Watch TV with Paul Flynn
HILARY SWANK IS one of those actors it’s hard to pitch on the fame graph. Her Wikipedia page has her sharing an audience with Michelle Obama, and she boasts two Best Actress Oscars. She has an incredibly famous face. Yet the more distant her plaudits, the more a minor question mark hangs over her career. Is she the go-to actor for projects Julia Roberts CBA with?
Swank’s new role is as Emma Green, an astronaut heading up a mission to Mars, in Away. It’s a canny pivot to Netflix event drama, though I did spend 10 minutes of it wondering whether Emma Green was, in fact, also the name of Rachel’s baby in Friends?
Swank’s astronaut ‘vibe’ is over-emoting everymum with a choppy finger-wave. Her co-pilots should constitute a new Fab 5 of evolutionary space travel, but for the fact that the Russian and Chinese crew members don’t really trust Emma at all. Racial stereotyping has not made it past the gates of NASA, it would seem. And given she can’t put out a routine fire during their stopover to the moon, one can hardly blame her fellow space travellers for their concern.

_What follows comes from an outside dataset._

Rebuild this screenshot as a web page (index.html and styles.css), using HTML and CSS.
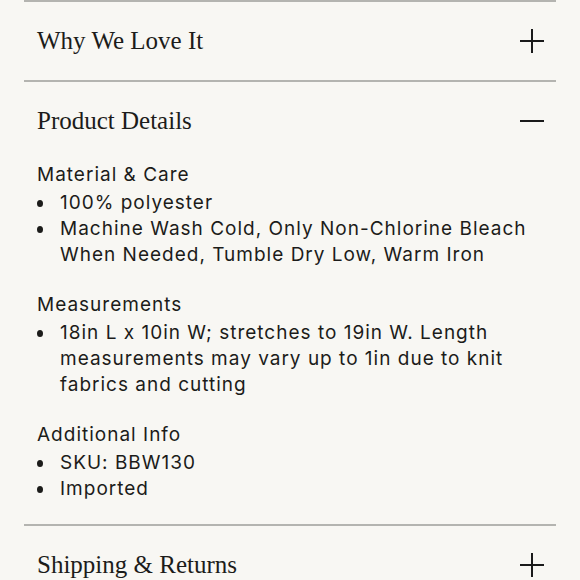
FILE: index.html
```html
<!DOCTYPE html>
<html>
<head>
<meta charset="utf-8">
<link rel="stylesheet" href="styles.css">
</head>
<body>
<div class="accordion">
  <div class="item">
    <div class="head">
      <span class="title">Why We Love It</span>
      <svg class="icon" viewBox="0 0 24 24" width="24" height="24"><path d="M12 0V24M0 12H24" stroke="#1a1a1a" stroke-width="2" fill="none"/></svg>
    </div>
  </div>
  <div class="item">
    <div class="head">
      <span class="title">Product Details</span>
      <svg class="icon" viewBox="0 0 24 24" width="24" height="24"><path d="M0 12H24" stroke="#1a1a1a" stroke-width="2" fill="none"/></svg>
    </div>
    <div class="body">
      <div class="group">
        <div class="label">Material &amp; Care</div>
        <ul>
          <li>100% polyester</li>
          <li>Machine Wash Cold, Only Non-Chlorine Bleach When Needed, Tumble Dry Low, Warm Iron</li>
        </ul>
      </div>
      <div class="group">
        <div class="label">Measurements</div>
        <ul>
          <li>18in L x 10in W; stretches to 19in W. Length measurements may vary up to 1in due to knit fabrics and cutting</li>
        </ul>
      </div>
      <div class="group">
        <div class="label">Additional Info</div>
        <ul>
          <li>SKU: BBW130</li>
          <li>Imported</li>
        </ul>
      </div>
    </div>
  </div>
  <div class="item">
    <div class="head">
      <span class="title">Shipping &amp; Returns</span>
      <svg class="icon" viewBox="0 0 24 24" width="24" height="24"><path d="M12 0V24M0 12H24" stroke="#1a1a1a" stroke-width="2" fill="none"/></svg>
    </div>
  </div>
</div>
</body>
</html>
```
FILE: styles.css
```css
html, body {
  margin: 0;
  padding: 0;
  background: #f8f7f3;
  color: #1c1c1a;
}
body {
  overflow: hidden;
  height: 580px;
}
.accordion {
  margin: 0 24px;
}
.item {
  border-top: 2px solid #b4b4b0;
}
.head {
  display: flex;
  justify-content: space-between;
  align-items: center;
  height: 78px;
  padding: 0 12px 0 13px;
}
.title {
  font-family: "Liberation Serif", serif;
  font-size: 25px;
  color: #1c1c1a;
}
.icon {
  display: block;
}
.body {
  padding: 2px 13px 22px 13px;
  font-family: Inter, "Noto Sans", sans-serif;
  font-size: 19px;
  letter-spacing: 1px;
  line-height: 26px;
}
.label {
  margin-bottom: 2px;
}
.group + .group {
  margin-top: 24px;
}
ul {
  list-style: none;
  margin: 0;
  padding: 0;
}
li {
  position: relative;
  padding-left: 23px;
}
li::before {
  content: "";
  position: absolute;
  left: 0;
  top: 10px;
  width: 6px;
  height: 7px;
  border-radius: 50%;
  background: #1c1c1a;
}
```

The dramatic nexus of Away’s set-up mostly happens back home for Emma, suggesting perhaps that the idea of a woman heading a mission to Mars wasn’t quite the incendiary, post-metoo empowerment tract it read as in the elevator pitch. A lot of the film hangs on whether Emma is correct to ditch her wifely duties as her husband recovers from a stroke and teenage daughter comes of age while she flits around, interplanetary. There is a lot of screen time between the three of them, suggesting space travel might consist of more highfalutin Zoom meetings than strictly necessary.
There’s something generally rather glib about Away’s relationship with the nuts and bolts of its subject matter, rendering it a show that shares more in common with the heavyweight schmaltz and sentimentality of
This Is Us than it does a gender-switched
2001: A Space Odyssey. The awe and wonder of what exists out there is mostly hung on Swank’s expressiveness, which all feels a bit homely. It’ll make great hangover TV for wasted Sunday afternoons. But there’s little to suggest Away is much more than the ‘You OK, hun?’ of the space race.